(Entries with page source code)
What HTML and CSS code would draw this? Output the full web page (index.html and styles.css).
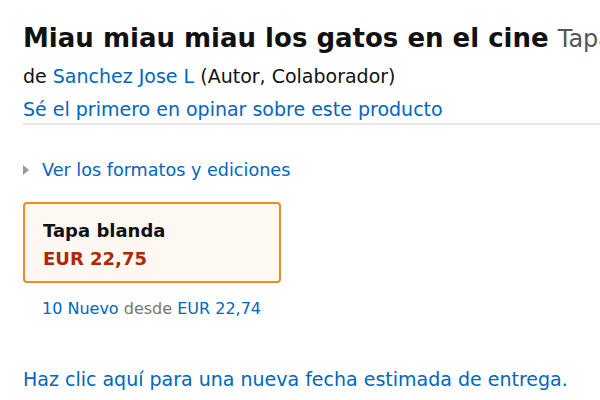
FILE: index.html
```html
<!DOCTYPE html>
<html lang="es">
<head>
<meta charset="utf-8">
<title>Miau miau miau los gatos en el cine</title>
<link rel="stylesheet" href="styles.css">
</head>
<body>
<div class="page">
  <h1 class="title"><span class="title-main">Miau miau miau los gatos en el cine</span> <span class="title-format">Tapa blanda</span></h1>
  <div class="byline">de <a class="link" href="#">Sanchez Jose L</a> (Autor, Colaborador)</div>
  <div class="review"><a class="link" href="#">Sé el primero en opinar sobre este producto</a></div>
  <hr class="divider">
  <div class="formats"><span class="caret"></span><a class="link" href="#">Ver los formatos y ediciones</a></div>
  <div class="swatch">
    <div class="swatch-name">Tapa blanda</div>
    <div class="swatch-price">EUR 22,75</div>
  </div>
  <div class="offers"><a class="link" href="#">10 Nuevo</a> <span class="muted">desde</span> <a class="link" href="#">EUR 22,74</a></div>
  <div class="delivery"><a class="link" href="#">Haz clic aquí para una nueva fecha estimada de entrega.</a></div>
</div>
</body>
</html>
```
FILE: styles.css
```css
html, body {
  margin: 0;
  padding: 0;
  background: #ffffff;
  overflow: hidden;
}
body {
  font-family: "DejaVu Sans", "Noto Sans", sans-serif;
  color: #111111;
  width: 600px;
  height: 400px;
}
.page {
  padding: 22px 0 0 23px;
  display: flex;
  flex-direction: column;
}
.link {
  color: #0066c0;
  text-decoration: none;
}
.title {
  margin: 0;
  font-size: 26px;
  line-height: 32px;
  font-weight: 700;
  white-space: nowrap;
  overflow: hidden;
}
.title-format {
  font-weight: 400;
  color: #555555;
  font-size: 24px;
}
.byline {
  margin-top: 8px;
  font-size: 19px;
  line-height: 26px;
  color: #111;
}
.review {
  margin-top: 7px;
  font-size: 19px;
  line-height: 26px;
}
.divider {
  margin: 1px 0 0 0;
  border: 0;
  height: 2px;
  background: #e7e7e7;
}
.formats {
  margin-top: 33px;
  display: flex;
  align-items: center;
  font-size: 17.6px;
  line-height: 24px;
}
.caret {
  width: 0;
  height: 0;
  border-top: 5px solid transparent;
  border-bottom: 5px solid transparent;
  border-left: 6px solid #999999;
  margin: 0 13px 0 0;
}
.swatch {
  margin-top: 20px;
  width: 258px;
  height: 81px;
  box-sizing: border-box;
  border: 2px solid #f08a24;
  border-radius: 4px;
  background: #fef8f2;
  padding: 14px 0 0 18px;
}
.swatch-name {
  font-size: 18px;
  font-weight: 700;
  line-height: 26px;
}
.swatch-price {
  font-size: 18px;
  font-weight: 700;
  color: #b12704;
  line-height: 29px;
}
.offers {
  margin: 15px 0 0 19px;
  font-size: 16px;
  line-height: 22px;
}
.muted { color: #767676; }
.delivery {
  margin-top: 46px;
  font-size: 19px;
  line-height: 26px;
}
```
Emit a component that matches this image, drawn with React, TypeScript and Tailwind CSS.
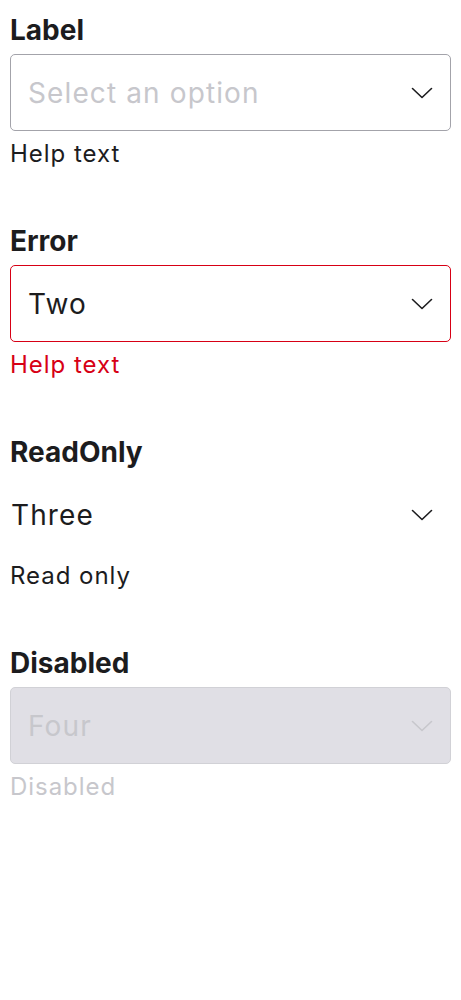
import { useState } from "react";

type Variant = "default" | "error" | "readonly" | "disabled";

type Field = {
  label: string;
  value: string;
  placeholder?: string;
  help: string;
  variant: Variant;
};

const fields: Field[] = [
  { label: "Label", value: "", placeholder: "Select an option", help: "Help text", variant: "default" },
  { label: "Error", value: "Two", help: "Help text", variant: "error" },
  { label: "ReadOnly", value: "Three", help: "Read only", variant: "readonly" },
  { label: "Disabled", value: "Four", help: "Disabled", variant: "disabled" },
];

function Chevron({ className }: { className?: string }) {
  return (
    <svg width="22" height="12" viewBox="0 0 22 12" fill="none" className={className}>
      <path d="M1.5 1.5 L11 10.5 L20.5 1.5" stroke="currentColor" strokeWidth="1.6" strokeLinecap="round" strokeLinejoin="round" />
    </svg>
  );
}

function SelectField({ field }: { field: Field }) {
  const [value] = useState(field.value);
  const { variant } = field;

  const boxClass = {
    default: "border border-[#a3a3aa] bg-white pl-[17px]",
    error: "border border-[#d70015] bg-white pl-[17px]",
    readonly: "border border-transparent bg-white pl-0",
    disabled: "border border-[#d1d1d6] bg-[#e0dfe5] pl-[17px]",
  }[variant];

  const textClass = variant === "disabled" ? "text-[#c7c7cc]" : value ? "text-[#1c1c1e]" : "text-[#c7c7cc]";
  const chevronClass = variant === "disabled" ? "text-[#c7c7cc]" : "text-[#1c1c1e]";
  const helpClass = {
    default: "text-[#1c1c1e]",
    error: "text-[#d70015]",
    readonly: "text-[#1c1c1e]",
    disabled: "text-[#c7c7cc]",
  }[variant];

  return (
    <div className="flex flex-col">
      <div className="text-[28px] leading-[34px] font-bold text-[#1c1c1e]">{field.label}</div>
      <div className={`mt-[7px] h-[77px] rounded-[5px] flex items-center justify-between pr-[17px] ${boxClass}`}>
        <span className={`text-[28px] leading-[34px] tracking-[0.04em] ${textClass}`}>{value || field.placeholder}</span>
        <Chevron className={chevronClass} />
      </div>
      <div className={`mt-2 text-[24px] leading-[29px] tracking-[0.04em] ${helpClass}`}>{field.help}</div>
    </div>
  );
}

export default function App() {
  return (
    <div className="min-h-screen bg-white px-[10px] pt-[13px] flex flex-col gap-[56px] font-['Inter',sans-serif]">
      {fields.map((f) => (
        <SelectField key={f.label} field={f} />
      ))}
    </div>
  );
}
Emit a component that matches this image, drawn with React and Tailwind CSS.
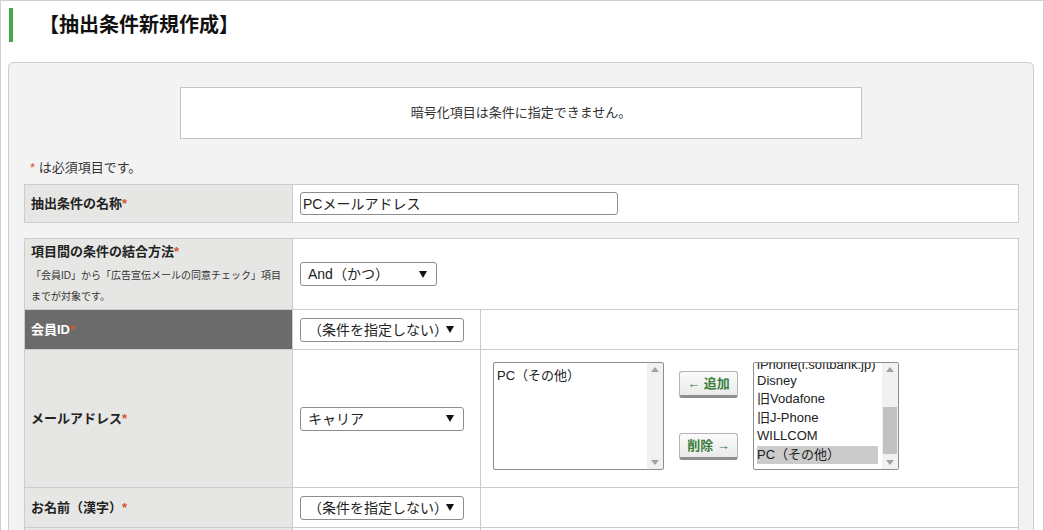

[PROBLEM DESCRIPTION] Write out each entry exactly as given, omitting any picture.

[WORKED ANSWER]
What HTML and CSS code would draw this? Output the full web page (index.html and styles.css).
FILE: index.html
```html
<!DOCTYPE html>
<html lang="es">
<head>
<meta charset="utf-8">
<title>Miau miau miau los gatos en el cine</title>
<link rel="stylesheet" href="styles.css">
</head>
<body>
<div class="page">
  <h1 class="title"><span class="title-main">Miau miau miau los gatos en el cine</span> <span class="title-format">Tapa blanda</span></h1>
  <div class="byline">de <a class="link" href="#">Sanchez Jose L</a> (Autor, Colaborador)</div>
  <div class="review"><a class="link" href="#">Sé el primero en opinar sobre este producto</a></div>
  <hr class="divider">
  <div class="formats"><span class="caret"></span><a class="link" href="#">Ver los formatos y ediciones</a></div>
  <div class="swatch">
    <div class="swatch-name">Tapa blanda</div>
    <div class="swatch-price">EUR 22,75</div>
  </div>
  <div class="offers"><a class="link" href="#">10 Nuevo</a> <span class="muted">desde</span> <a class="link" href="#">EUR 22,74</a></div>
  <div class="delivery"><a class="link" href="#">Haz clic aquí para una nueva fecha estimada de entrega.</a></div>
</div>
</body>
</html>
```
FILE: styles.css
```css
html, body {
  margin: 0;
  padding: 0;
  background: #ffffff;
  overflow: hidden;
}
body {
  font-family: "DejaVu Sans", "Noto Sans", sans-serif;
  color: #111111;
  width: 600px;
  height: 400px;
}
.page {
  padding: 22px 0 0 23px;
  display: flex;
  flex-direction: column;
}
.link {
  color: #0066c0;
  text-decoration: none;
}
.title {
  margin: 0;
  font-size: 26px;
  line-height: 32px;
  font-weight: 700;
  white-space: nowrap;
  overflow: hidden;
}
.title-format {
  font-weight: 400;
  color: #555555;
  font-size: 24px;
}
.byline {
  margin-top: 8px;
  font-size: 19px;
  line-height: 26px;
  color: #111;
}
.review {
  margin-top: 7px;
  font-size: 19px;
  line-height: 26px;
}
.divider {
  margin: 1px 0 0 0;
  border: 0;
  height: 2px;
  background: #e7e7e7;
}
.formats {
  margin-top: 33px;
  display: flex;
  align-items: center;
  font-size: 17.6px;
  line-height: 24px;
}
.caret {
  width: 0;
  height: 0;
  border-top: 5px solid transparent;
  border-bottom: 5px solid transparent;
  border-left: 6px solid #999999;
  margin: 0 13px 0 0;
}
.swatch {
  margin-top: 20px;
  width: 258px;
  height: 81px;
  box-sizing: border-box;
  border: 2px solid #f08a24;
  border-radius: 4px;
  background: #fef8f2;
  padding: 14px 0 0 18px;
}
.swatch-name {
  font-size: 18px;
  font-weight: 700;
  line-height: 26px;
}
.swatch-price {
  font-size: 18px;
  font-weight: 700;
  color: #b12704;
  line-height: 29px;
}
.offers {
  margin: 15px 0 0 19px;
  font-size: 16px;
  line-height: 22px;
}
.muted { color: #767676; }
.delivery {
  margin-top: 46px;
  font-size: 19px;
  line-height: 26px;
}
```
Emit a component that matches this image, drawn with React, TypeScript and Tailwind CSS.
import { useState } from "react";

type Variant = "default" | "error" | "readonly" | "disabled";

type Field = {
  label: string;
  value: string;
  placeholder?: string;
  help: string;
  variant: Variant;
};

const fields: Field[] = [
  { label: "Label", value: "", placeholder: "Select an option", help: "Help text", variant: "default" },
  { label: "Error", value: "Two", help: "Help text", variant: "error" },
  { label: "ReadOnly", value: "Three", help: "Read only", variant: "readonly" },
  { label: "Disabled", value: "Four", help: "Disabled", variant: "disabled" },
];

function Chevron({ className }: { className?: string }) {
  return (
    <svg width="22" height="12" viewBox="0 0 22 12" fill="none" className={className}>
      <path d="M1.5 1.5 L11 10.5 L20.5 1.5" stroke="currentColor" strokeWidth="1.6" strokeLinecap="round" strokeLinejoin="round" />
    </svg>
  );
}

function SelectField({ field }: { field: Field }) {
  const [value] = useState(field.value);
  const { variant } = field;

  const boxClass = {
    default: "border border-[#a3a3aa] bg-white pl-[17px]",
    error: "border border-[#d70015] bg-white pl-[17px]",
    readonly: "border border-transparent bg-white pl-0",
    disabled: "border border-[#d1d1d6] bg-[#e0dfe5] pl-[17px]",
  }[variant];

  const textClass = variant === "disabled" ? "text-[#c7c7cc]" : value ? "text-[#1c1c1e]" : "text-[#c7c7cc]";
  const chevronClass = variant === "disabled" ? "text-[#c7c7cc]" : "text-[#1c1c1e]";
  const helpClass = {
    default: "text-[#1c1c1e]",
    error: "text-[#d70015]",
    readonly: "text-[#1c1c1e]",
    disabled: "text-[#c7c7cc]",
  }[variant];

  return (
    <div className="flex flex-col">
      <div className="text-[28px] leading-[34px] font-bold text-[#1c1c1e]">{field.label}</div>
      <div className={`mt-[7px] h-[77px] rounded-[5px] flex items-center justify-between pr-[17px] ${boxClass}`}>
        <span className={`text-[28px] leading-[34px] tracking-[0.04em] ${textClass}`}>{value || field.placeholder}</span>
        <Chevron className={chevronClass} />
      </div>
      <div className={`mt-2 text-[24px] leading-[29px] tracking-[0.04em] ${helpClass}`}>{field.help}</div>
    </div>
  );
}

export default function App() {
  return (
    <div className="min-h-screen bg-white px-[10px] pt-[13px] flex flex-col gap-[56px] font-['Inter',sans-serif]">
      {fields.map((f) => (
        <SelectField key={f.label} field={f} />
      ))}
    </div>
  );
}
Emit a component that matches this image, drawn with React and Tailwind CSS.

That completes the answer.